═════ Raw data ═════

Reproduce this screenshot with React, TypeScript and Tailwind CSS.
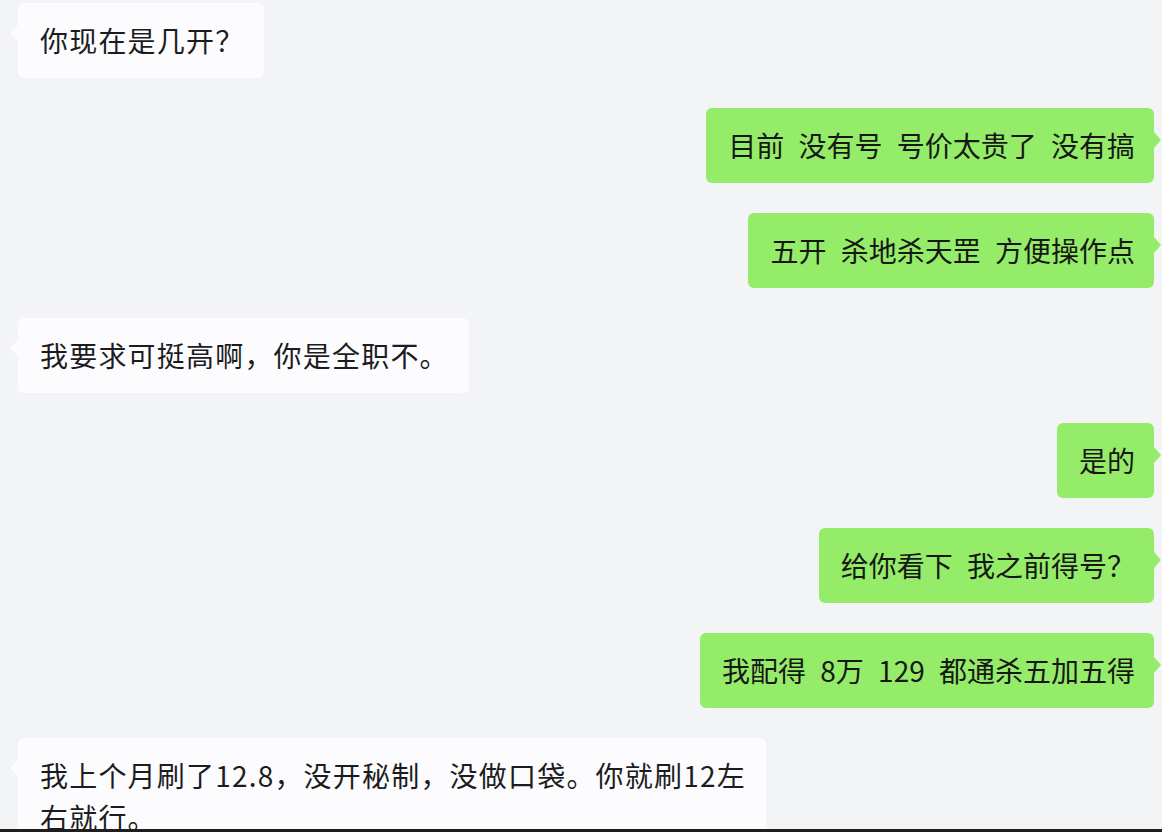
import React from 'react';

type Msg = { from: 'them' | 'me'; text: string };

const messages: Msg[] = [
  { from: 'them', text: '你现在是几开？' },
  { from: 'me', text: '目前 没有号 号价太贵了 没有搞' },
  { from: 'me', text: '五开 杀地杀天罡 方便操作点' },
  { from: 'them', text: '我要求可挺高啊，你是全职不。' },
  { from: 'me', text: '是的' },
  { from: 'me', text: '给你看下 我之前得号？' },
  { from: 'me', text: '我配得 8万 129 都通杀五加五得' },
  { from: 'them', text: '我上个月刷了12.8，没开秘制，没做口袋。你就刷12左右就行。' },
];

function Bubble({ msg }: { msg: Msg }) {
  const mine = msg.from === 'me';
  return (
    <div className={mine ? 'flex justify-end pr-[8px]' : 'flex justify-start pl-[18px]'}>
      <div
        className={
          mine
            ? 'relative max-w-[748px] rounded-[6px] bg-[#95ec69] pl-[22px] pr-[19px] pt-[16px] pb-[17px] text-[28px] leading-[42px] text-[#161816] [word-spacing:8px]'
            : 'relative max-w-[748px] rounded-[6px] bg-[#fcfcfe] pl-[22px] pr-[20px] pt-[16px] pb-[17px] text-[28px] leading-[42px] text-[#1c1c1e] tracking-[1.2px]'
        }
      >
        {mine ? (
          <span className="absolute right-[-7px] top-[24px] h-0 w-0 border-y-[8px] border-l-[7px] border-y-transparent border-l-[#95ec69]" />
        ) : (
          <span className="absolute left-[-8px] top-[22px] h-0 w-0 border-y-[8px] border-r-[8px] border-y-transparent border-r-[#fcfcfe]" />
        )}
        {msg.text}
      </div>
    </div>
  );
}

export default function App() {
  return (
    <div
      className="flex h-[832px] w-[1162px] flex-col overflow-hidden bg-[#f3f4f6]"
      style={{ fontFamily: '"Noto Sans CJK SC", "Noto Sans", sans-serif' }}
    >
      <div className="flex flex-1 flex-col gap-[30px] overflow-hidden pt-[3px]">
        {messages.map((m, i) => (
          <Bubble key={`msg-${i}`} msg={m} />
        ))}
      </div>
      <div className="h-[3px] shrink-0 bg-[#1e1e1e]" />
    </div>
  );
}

═════

● **Set task**
Copy the data character for character, but drop all pictures from the copy.

● **Right answer**
Reproduce this screenshot with React, TypeScript and Tailwind CSS.
import React from 'react';

type Msg = { from: 'them' | 'me'; text: string };

const messages: Msg[] = [
  { from: 'them', text: '你现在是几开？' },
  { from: 'me', text: '目前 没有号 号价太贵了 没有搞' },
  { from: 'me', text: '五开 杀地杀天罡 方便操作点' },
  { from: 'them', text: '我要求可挺高啊，你是全职不。' },
  { from: 'me', text: '是的' },
  { from: 'me', text: '给你看下 我之前得号？' },
  { from: 'me', text: '我配得 8万 129 都通杀五加五得' },
  { from: 'them', text: '我上个月刷了12.8，没开秘制，没做口袋。你就刷12左右就行。' },
];

function Bubble({ msg }: { msg: Msg }) {
  const mine = msg.from === 'me';
  return (
    <div className={mine ? 'flex justify-end pr-[8px]' : 'flex justify-start pl-[18px]'}>
      <div
        className={
          mine
            ? 'relative max-w-[748px] rounded-[6px] bg-[#95ec69] pl-[22px] pr-[19px] pt-[16px] pb-[17px] text-[28px] leading-[42px] text-[#161816] [word-spacing:8px]'
            : 'relative max-w-[748px] rounded-[6px] bg-[#fcfcfe] pl-[22px] pr-[20px] pt-[16px] pb-[17px] text-[28px] leading-[42px] text-[#1c1c1e] tracking-[1.2px]'
        }
      >
        {mine ? (
          <span className="absolute right-[-7px] top-[24px] h-0 w-0 border-y-[8px] border-l-[7px] border-y-transparent border-l-[#95ec69]" />
        ) : (
          <span className="absolute left-[-8px] top-[22px] h-0 w-0 border-y-[8px] border-r-[8px] border-y-transparent border-r-[#fcfcfe]" />
        )}
        {msg.text}
      </div>
    </div>
  );
}

export default function App() {
  return (
    <div
      className="flex h-[832px] w-[1162px] flex-col overflow-hidden bg-[#f3f4f6]"
      style={{ fontFamily: '"Noto Sans CJK SC", "Noto Sans", sans-serif' }}
    >
      <div className="flex flex-1 flex-col gap-[30px] overflow-hidden pt-[3px]">
        {messages.map((m, i) => (
          <Bubble key={`msg-${i}`} msg={m} />
        ))}
      </div>
      <div className="h-[3px] shrink-0 bg-[#1e1e1e]" />
    </div>
  );
}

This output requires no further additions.